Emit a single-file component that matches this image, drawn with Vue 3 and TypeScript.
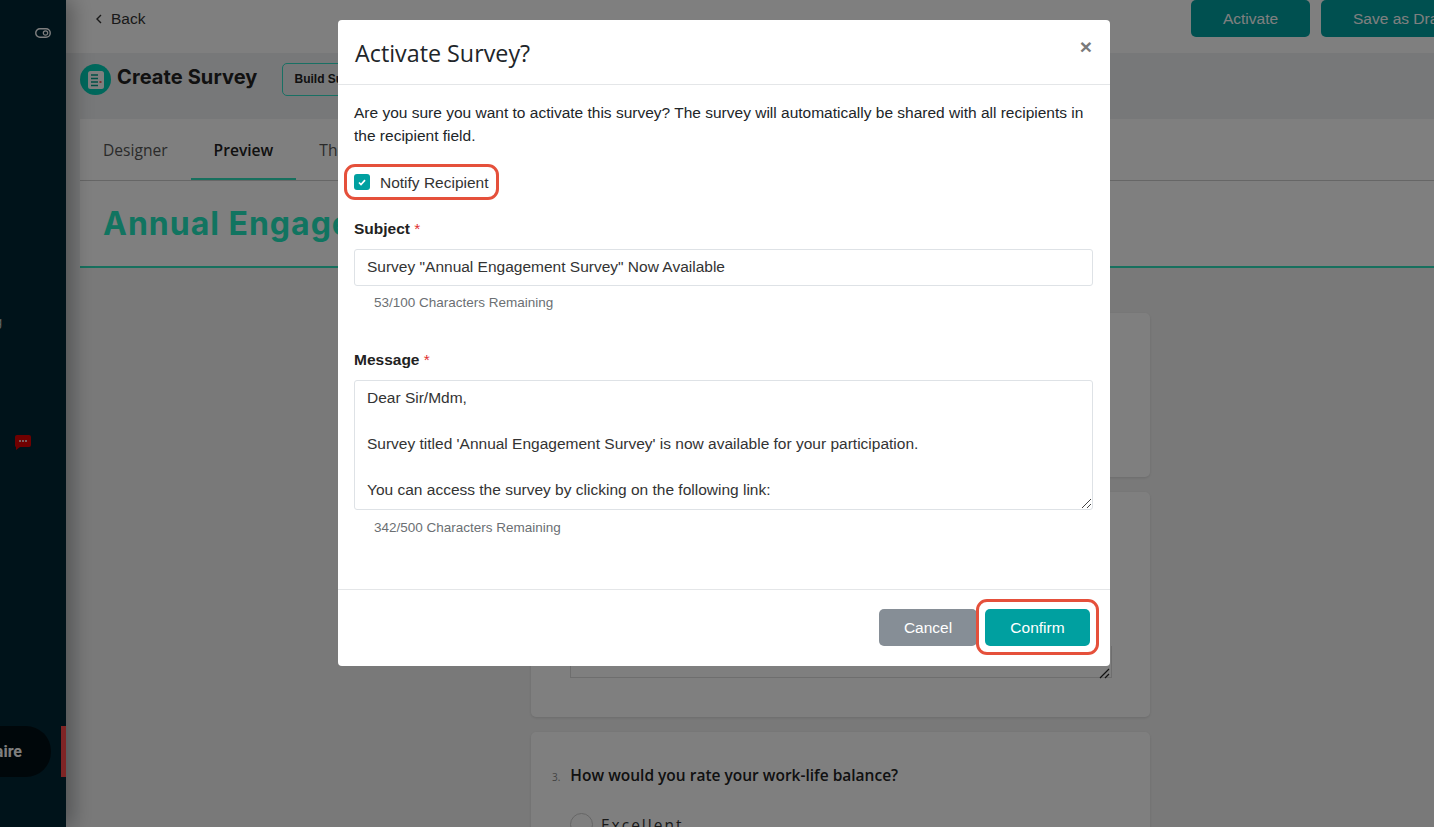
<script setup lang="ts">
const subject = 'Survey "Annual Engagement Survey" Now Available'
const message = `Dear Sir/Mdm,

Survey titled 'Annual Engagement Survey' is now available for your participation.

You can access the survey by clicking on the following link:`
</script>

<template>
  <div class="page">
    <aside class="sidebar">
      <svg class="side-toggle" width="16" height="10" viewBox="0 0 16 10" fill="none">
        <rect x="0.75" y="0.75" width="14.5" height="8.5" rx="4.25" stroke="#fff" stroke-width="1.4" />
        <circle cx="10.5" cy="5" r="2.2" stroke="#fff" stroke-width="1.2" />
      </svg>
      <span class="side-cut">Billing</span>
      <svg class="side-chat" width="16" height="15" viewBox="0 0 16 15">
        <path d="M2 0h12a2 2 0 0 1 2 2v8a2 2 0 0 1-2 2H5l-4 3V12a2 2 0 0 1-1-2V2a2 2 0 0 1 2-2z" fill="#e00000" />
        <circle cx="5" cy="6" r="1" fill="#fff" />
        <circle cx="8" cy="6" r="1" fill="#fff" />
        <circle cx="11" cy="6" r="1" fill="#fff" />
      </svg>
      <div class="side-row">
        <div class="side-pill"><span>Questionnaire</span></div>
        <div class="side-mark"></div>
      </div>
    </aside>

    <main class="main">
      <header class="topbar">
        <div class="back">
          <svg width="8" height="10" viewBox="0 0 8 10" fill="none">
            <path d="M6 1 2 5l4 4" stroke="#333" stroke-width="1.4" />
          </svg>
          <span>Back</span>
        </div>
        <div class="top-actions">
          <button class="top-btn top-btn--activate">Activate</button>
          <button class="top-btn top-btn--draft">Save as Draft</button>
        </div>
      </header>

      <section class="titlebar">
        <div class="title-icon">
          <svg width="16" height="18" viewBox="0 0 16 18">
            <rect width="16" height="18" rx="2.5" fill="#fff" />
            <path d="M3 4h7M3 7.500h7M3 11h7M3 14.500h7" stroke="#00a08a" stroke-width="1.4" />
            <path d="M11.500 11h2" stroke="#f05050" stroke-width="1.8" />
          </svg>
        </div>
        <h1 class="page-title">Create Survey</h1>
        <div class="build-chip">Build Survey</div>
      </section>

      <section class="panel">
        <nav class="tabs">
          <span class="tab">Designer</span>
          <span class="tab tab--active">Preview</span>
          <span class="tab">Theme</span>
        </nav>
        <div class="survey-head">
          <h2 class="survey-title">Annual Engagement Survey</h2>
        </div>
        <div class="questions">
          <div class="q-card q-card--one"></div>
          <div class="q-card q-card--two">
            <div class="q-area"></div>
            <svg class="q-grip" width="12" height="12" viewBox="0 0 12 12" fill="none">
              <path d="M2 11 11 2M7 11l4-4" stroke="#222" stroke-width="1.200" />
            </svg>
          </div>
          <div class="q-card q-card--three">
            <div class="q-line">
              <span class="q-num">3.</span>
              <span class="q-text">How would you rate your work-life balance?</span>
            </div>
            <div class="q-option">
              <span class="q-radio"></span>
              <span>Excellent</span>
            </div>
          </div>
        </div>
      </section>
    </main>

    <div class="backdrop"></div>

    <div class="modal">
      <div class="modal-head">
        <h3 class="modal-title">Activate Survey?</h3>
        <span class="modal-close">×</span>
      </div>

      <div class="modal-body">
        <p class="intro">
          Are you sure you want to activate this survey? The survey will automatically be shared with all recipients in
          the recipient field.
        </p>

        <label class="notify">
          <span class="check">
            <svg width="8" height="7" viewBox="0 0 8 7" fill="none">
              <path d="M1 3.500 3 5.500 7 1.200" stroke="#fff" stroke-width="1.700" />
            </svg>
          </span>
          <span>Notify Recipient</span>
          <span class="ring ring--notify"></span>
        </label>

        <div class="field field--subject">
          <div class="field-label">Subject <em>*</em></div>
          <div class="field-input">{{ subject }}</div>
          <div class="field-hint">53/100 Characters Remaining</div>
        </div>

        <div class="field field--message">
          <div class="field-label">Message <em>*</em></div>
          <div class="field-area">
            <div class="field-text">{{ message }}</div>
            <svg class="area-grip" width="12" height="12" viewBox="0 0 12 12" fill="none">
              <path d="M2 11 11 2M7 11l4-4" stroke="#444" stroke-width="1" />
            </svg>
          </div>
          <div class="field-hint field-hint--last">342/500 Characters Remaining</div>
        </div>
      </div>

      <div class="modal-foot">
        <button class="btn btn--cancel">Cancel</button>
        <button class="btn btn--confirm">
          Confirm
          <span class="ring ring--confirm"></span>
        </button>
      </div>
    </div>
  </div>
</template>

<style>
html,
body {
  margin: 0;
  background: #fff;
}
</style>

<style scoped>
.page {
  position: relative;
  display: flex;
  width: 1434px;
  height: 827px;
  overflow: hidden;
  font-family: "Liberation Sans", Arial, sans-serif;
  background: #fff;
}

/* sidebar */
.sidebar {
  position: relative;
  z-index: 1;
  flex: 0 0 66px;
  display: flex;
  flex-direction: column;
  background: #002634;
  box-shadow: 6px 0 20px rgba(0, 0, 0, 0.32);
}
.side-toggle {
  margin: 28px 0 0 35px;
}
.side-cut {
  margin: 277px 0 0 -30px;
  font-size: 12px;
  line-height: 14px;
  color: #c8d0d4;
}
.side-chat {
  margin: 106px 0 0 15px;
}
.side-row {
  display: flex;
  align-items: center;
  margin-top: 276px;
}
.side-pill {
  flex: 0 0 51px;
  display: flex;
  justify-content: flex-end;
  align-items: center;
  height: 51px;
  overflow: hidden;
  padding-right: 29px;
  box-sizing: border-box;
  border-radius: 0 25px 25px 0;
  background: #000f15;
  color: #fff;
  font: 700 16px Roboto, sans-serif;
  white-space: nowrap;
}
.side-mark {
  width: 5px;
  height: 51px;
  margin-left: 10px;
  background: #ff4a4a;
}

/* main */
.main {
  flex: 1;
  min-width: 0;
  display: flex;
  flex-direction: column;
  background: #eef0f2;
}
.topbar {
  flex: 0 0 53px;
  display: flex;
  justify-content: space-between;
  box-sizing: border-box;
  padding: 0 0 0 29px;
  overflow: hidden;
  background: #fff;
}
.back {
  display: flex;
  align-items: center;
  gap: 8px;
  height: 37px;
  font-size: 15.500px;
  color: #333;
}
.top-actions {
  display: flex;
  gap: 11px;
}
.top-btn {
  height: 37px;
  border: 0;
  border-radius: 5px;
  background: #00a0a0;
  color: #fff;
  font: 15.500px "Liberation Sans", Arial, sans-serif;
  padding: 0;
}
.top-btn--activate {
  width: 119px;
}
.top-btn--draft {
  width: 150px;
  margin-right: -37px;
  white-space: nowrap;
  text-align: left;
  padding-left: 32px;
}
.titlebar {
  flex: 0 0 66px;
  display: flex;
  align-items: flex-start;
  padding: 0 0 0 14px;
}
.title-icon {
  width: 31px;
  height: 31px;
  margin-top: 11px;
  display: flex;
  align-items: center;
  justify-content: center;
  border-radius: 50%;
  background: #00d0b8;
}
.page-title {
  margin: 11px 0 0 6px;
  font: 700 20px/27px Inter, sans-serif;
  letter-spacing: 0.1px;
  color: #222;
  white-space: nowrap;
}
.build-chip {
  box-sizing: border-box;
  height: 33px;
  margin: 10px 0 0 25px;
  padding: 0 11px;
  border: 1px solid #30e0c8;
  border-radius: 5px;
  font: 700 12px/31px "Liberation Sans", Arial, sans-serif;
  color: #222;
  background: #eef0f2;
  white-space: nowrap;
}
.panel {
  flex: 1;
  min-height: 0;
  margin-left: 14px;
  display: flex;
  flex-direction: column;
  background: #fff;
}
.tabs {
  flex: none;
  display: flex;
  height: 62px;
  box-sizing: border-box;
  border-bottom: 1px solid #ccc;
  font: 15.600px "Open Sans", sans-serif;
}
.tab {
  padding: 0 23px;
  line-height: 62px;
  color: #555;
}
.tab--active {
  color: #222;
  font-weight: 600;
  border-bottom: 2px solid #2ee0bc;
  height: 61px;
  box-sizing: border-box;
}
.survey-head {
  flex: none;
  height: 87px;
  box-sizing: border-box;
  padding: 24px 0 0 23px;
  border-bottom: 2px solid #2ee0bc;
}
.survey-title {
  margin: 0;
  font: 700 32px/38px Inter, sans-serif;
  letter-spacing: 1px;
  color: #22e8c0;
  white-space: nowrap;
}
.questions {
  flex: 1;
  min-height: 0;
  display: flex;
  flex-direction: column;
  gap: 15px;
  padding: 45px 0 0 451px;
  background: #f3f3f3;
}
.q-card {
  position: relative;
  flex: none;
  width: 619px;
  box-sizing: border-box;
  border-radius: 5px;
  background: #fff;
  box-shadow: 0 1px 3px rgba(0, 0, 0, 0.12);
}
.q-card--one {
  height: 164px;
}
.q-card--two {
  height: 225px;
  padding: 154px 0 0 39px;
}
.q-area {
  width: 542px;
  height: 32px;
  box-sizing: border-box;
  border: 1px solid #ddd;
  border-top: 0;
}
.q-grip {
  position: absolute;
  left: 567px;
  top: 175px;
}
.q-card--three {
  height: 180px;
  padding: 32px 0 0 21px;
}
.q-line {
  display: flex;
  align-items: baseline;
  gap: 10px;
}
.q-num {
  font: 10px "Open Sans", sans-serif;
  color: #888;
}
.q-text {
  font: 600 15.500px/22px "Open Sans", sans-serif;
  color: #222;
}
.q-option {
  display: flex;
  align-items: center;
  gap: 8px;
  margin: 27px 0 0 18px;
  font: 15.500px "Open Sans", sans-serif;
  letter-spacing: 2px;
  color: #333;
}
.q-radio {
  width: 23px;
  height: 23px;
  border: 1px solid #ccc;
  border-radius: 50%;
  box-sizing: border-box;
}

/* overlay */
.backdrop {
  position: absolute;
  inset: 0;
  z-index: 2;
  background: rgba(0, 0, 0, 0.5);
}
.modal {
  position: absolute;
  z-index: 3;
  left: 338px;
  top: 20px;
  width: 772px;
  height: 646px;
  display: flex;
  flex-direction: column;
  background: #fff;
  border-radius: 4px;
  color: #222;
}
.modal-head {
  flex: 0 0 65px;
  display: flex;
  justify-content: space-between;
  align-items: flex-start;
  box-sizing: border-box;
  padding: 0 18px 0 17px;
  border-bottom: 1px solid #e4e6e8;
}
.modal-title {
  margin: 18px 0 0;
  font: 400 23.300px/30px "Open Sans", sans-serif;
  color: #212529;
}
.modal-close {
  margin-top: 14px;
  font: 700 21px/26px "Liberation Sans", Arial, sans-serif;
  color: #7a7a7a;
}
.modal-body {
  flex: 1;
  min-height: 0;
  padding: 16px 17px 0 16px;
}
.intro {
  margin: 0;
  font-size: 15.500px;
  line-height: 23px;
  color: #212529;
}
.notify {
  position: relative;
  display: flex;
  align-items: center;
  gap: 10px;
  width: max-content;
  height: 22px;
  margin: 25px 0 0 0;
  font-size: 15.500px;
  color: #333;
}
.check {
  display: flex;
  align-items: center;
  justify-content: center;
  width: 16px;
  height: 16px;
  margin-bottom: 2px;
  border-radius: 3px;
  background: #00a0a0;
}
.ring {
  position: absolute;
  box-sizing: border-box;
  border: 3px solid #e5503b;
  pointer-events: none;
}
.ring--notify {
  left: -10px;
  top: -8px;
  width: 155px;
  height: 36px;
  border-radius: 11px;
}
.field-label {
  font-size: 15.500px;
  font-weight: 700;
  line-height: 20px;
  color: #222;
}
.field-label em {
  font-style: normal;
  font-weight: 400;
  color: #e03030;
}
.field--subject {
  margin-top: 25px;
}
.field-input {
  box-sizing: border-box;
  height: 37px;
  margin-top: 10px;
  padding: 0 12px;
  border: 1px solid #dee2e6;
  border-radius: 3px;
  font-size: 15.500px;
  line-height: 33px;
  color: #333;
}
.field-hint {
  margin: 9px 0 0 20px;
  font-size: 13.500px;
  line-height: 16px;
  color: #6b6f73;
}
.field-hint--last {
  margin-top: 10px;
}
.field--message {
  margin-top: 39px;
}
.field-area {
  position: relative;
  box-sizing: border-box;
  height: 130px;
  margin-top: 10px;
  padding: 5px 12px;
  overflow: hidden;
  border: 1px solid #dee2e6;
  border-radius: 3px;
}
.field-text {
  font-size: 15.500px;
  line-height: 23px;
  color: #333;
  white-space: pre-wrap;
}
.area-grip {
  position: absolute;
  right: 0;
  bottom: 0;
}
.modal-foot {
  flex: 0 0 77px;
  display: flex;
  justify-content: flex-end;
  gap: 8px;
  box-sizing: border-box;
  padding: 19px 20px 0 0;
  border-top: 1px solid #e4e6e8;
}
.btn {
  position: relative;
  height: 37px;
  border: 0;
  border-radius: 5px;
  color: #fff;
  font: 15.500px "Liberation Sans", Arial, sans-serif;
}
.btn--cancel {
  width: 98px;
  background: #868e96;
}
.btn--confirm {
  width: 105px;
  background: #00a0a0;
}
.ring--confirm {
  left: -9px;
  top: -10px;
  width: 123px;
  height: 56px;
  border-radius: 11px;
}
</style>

● ● ●

◆ **Task directions**:
From the first line of the material down to the line containing "Survey titled 'Annual", inclusive, return each line exactly, skipping any picture.

◆ **Answer to the problem**:
Emit a single-file component that matches this image, drawn with Vue 3 and TypeScript.
<script setup lang="ts">
const subject = 'Survey "Annual Engagement Survey" Now Available'
const message = `Dear Sir/Mdm,

Survey titled 'Annual Engagement Survey' is now available for your participation.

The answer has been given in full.